Time to get back in my writing chair.

Tuesday, October 30, 2012

Bum Glue


Several years ago I picked up a valuable tool at a writing conference. The familiar Elmer’s bottle sits on my desk; reading its modified label always makes me smile:

BUM GLUE
Directions:
Apply
to seat
of pants.
Sit.
Write.

Many days, getting my bum into my desk chair is the most difficult part of writing. In my home office, I'm easily distracted by the phone, e-mail, and household chores. Then there’s Buddy, my yellow lab/German Shepherd, his tail tapping a rhythm like Morse code: W-A-L-K, W-A-L-K.

A dozen years ago I made a commitment to myself to schedule writing time on my calendar just as I’d always done for my jobs. It was one of the techniques I used to convince myself that, although writing doesn’t provide a paycheck, it is my work.  I came to this decision after a time of discernment about what God calls me to. For nearly twenty-five years I was clear that I was called to nursing, and I still feel led to that work part-time.  But now, I balance nursing with writing and am nearly halfway through a low-residency MFA in writing program.

Even with this clarity and commitment, I regularly dawdle when it comes time to turn on my laptop and open a blank document, or return to the memoir I’m drafting and revising.
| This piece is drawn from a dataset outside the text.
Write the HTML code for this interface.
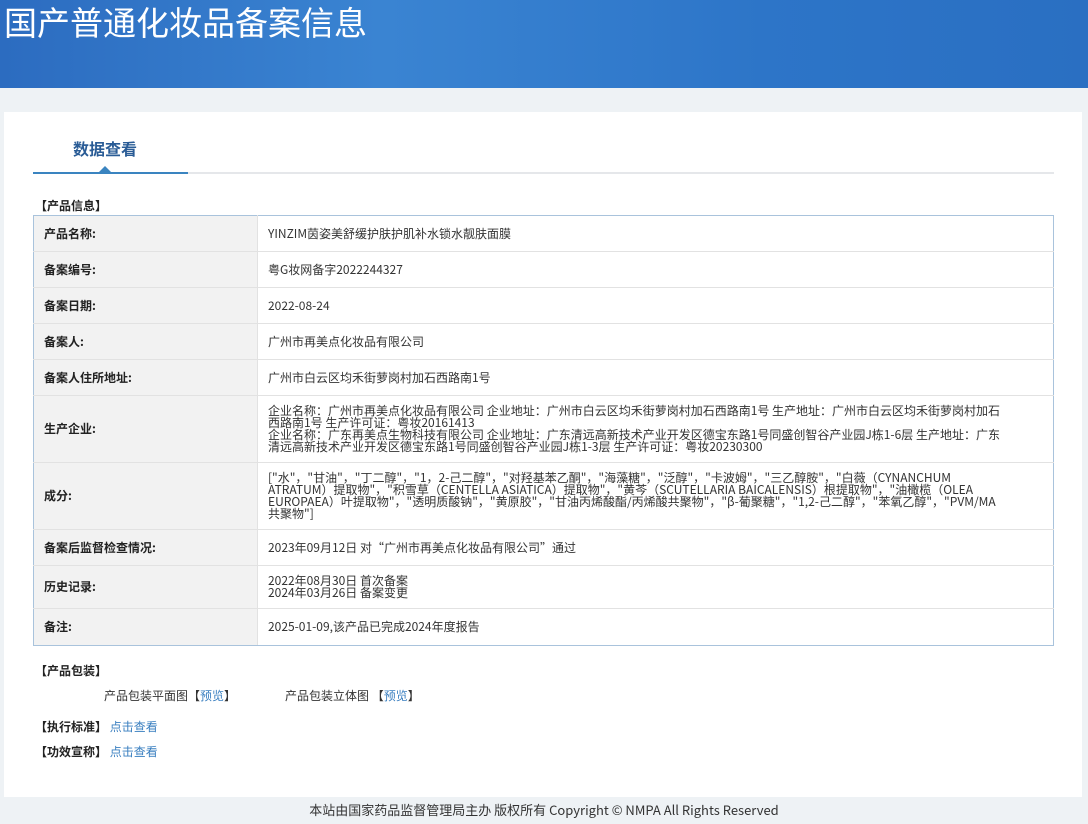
<!DOCTYPE html>
<html><head><meta charset="utf-8"><style>
*{margin:0;padding:0;box-sizing:border-box}
body{width:1088px;height:824px;background:#eef2f5;font-family:"Noto Sans CJK SC","Liberation Sans",sans-serif;font-size:12px;color:#333;position:relative;overflow:hidden}
.hdr{position:absolute;left:0;top:0;width:1088px;height:88px;background:linear-gradient(90deg,#2c6cc0 0%,#3a84d2 35%,#2d75c8 70%,#2a6fc2 100%)}
.hdr h1{position:absolute;left:4px;top:1px;font-size:33px;font-weight:normal;color:#fff;font-family:"Noto Sans CJK SC",sans-serif;line-height:40px}
.panel{position:absolute;left:4px;top:112px;width:1078px;height:685px;background:#fff}
.tab{position:absolute;left:73px;top:136px;font-size:16px;font-weight:bold;color:#2a5c96}
.line{position:absolute;left:188px;top:172px;width:866px;height:2px;background:#e5e7ea}
.bl{position:absolute;left:33px;top:172px;width:155px;height:2px;background:#3a84c0}
.tri{position:absolute;left:99px;top:166px;width:0;height:0;border-left:6px solid transparent;border-right:6px solid transparent;border-bottom:6px solid #3a84c0}
.sec{position:absolute;font-weight:bold;color:#222;font-size:12px;line-height:14px}
table{position:absolute;left:33px;top:215px;width:1021px;border-collapse:collapse;border:1px solid #a9c3dc}
td{border-bottom:1px solid #e2e2e2;vertical-align:middle;line-height:12px;font-size:12px;white-space:nowrap}
tr:last-child td{border-bottom:1px solid #a9c3dc}
td.l{width:224px;background:#f2f2f2;font-weight:bold;padding-left:10px;color:#222;border-right:1px solid #e2e2e2;border-left:1px solid #a9c3dc}
td.v{padding:0 10px;color:#333;border-right:1px solid #a9c3dc}
a{color:#3a7fc0;text-decoration:none}
.foot{position:absolute;left:0;width:1088px;top:801px;text-align:center;color:#333;font-size:13px;line-height:18px}
.t{position:absolute;line-height:14px}
</style></head><body>
<div class="hdr"><h1>国产普通化妆品备案信息</h1></div>
<div class="panel"></div>
<div class="tab">数据查看</div>
<div class="line"></div><div class="bl"></div><div class="tri"></div>
<div class="sec" style="left:35px;top:199px">【产品信息】</div>
<table>
<tr style="height:36px"><td class="l">产品名称:</td><td class="v">YINZIM茵姿美舒缓护肤护肌补水锁水靓肤面膜</td></tr>
<tr style="height:36px"><td class="l">备案编号:</td><td class="v">粤G妆网备字2022244327</td></tr>
<tr style="height:36px"><td class="l">备案日期:</td><td class="v">2022-08-24</td></tr>
<tr style="height:36px"><td class="l">备案人:</td><td class="v">广州市再美点化妆品有限公司</td></tr>
<tr style="height:36px"><td class="l">备案人住所地址:</td><td class="v">广州市白云区均禾街萝岗村加石西路南1号</td></tr>
<tr style="height:67px"><td class="l">生产企业:</td><td class="v">企业名称：广州市再美点化妆品有限公司 企业地址：广州市白云区均禾街萝岗村加石西路南1号 生产地址：广州市白云区均禾街萝岗村加石<br>西路南1号 生产许可证：粤妆20161413<br>企业名称：广东再美点生物科技有限公司 企业地址：广东清远高新技术产业开发区德宝东路1号同盛创智谷产业园J栋1-6层 生产地址：广东<br>清远高新技术产业开发区德宝东路1号同盛创智谷产业园J栋1-3层 生产许可证：粤妆20230300</td></tr>
<tr style="height:67px"><td class="l">成分:</td><td class="v">["水"，"甘油"，"丁二醇"，"1，2-己二醇"，"对羟基苯乙酮"，"海藻糖"，"泛醇"，"卡波姆"，"三乙醇胺"，"白薇（CYNANCHUM<br>ATRATUM）提取物"，"积雪草（CENTELLA ASIATICA）提取物"，"黄芩（SCUTELLARIA BAICALENSIS）根提取物"，"油橄榄（OLEA<br>EUROPAEA）叶提取物"，"透明质酸钠"，"黄原胶"，"甘油丙烯酸酯/丙烯酸共聚物"，"β-葡聚糖"，"1,2-己二醇"，"苯氧乙醇"，"PVM/MA<br>共聚物"]</td></tr>
<tr style="height:36px"><td class="l">备案后监督检查情况:</td><td class="v">2023年09月12日 对“广州市再美点化妆品有限公司”通过</td></tr>
<tr style="height:43px"><td class="l">历史记录:</td><td class="v">2022年08月30日 首次备案<br>2024年03月26日 备案变更</td></tr>
<tr style="height:37px"><td class="l">备注:</td><td class="v">2025-01-09,该产品已完成2024年度报告</td></tr>
</table>
<div class="sec" style="left:35px;top:664px">【产品包装】</div>
<div class="t" style="left:104px;top:689px">产品包装平面图【<a>预览</a>】</div>
<div class="t" style="left:285px;top:689px">产品包装立体图 【<a>预览</a>】</div>
<div class="t" style="left:35px;top:720px"><b style="color:#222">【执行标准】</b> <a>点击查看</a></div>
<div class="t" style="left:35px;top:745px"><b style="color:#222">【功效宣称】</b> <a>点击查看</a></div>
<div class="foot">本站由国家药品监督管理局主办 版权所有 Copyright © NMPA All Rights Reserved</div>
</body></html>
Even knowing the joy of discovery and the pleasure of crafting sentences and paragraphs into essays and chapters, I hesitate.

My stalling to get to my desk reminds me of when I postpone times of silent worship. Both writing and worship challenge my obsession with being productive, my desire to have something to show for my time. Evidence that I’m doing something. Results.

Hard as it can be, though, I keep putting my bum in my chair. At my writing desk. In my meditation rocking chair. Among Friends at Quaker worship. For when I do, I eventually get to that centered place where I open to the presence of the Divine.  And that’s always “productive.”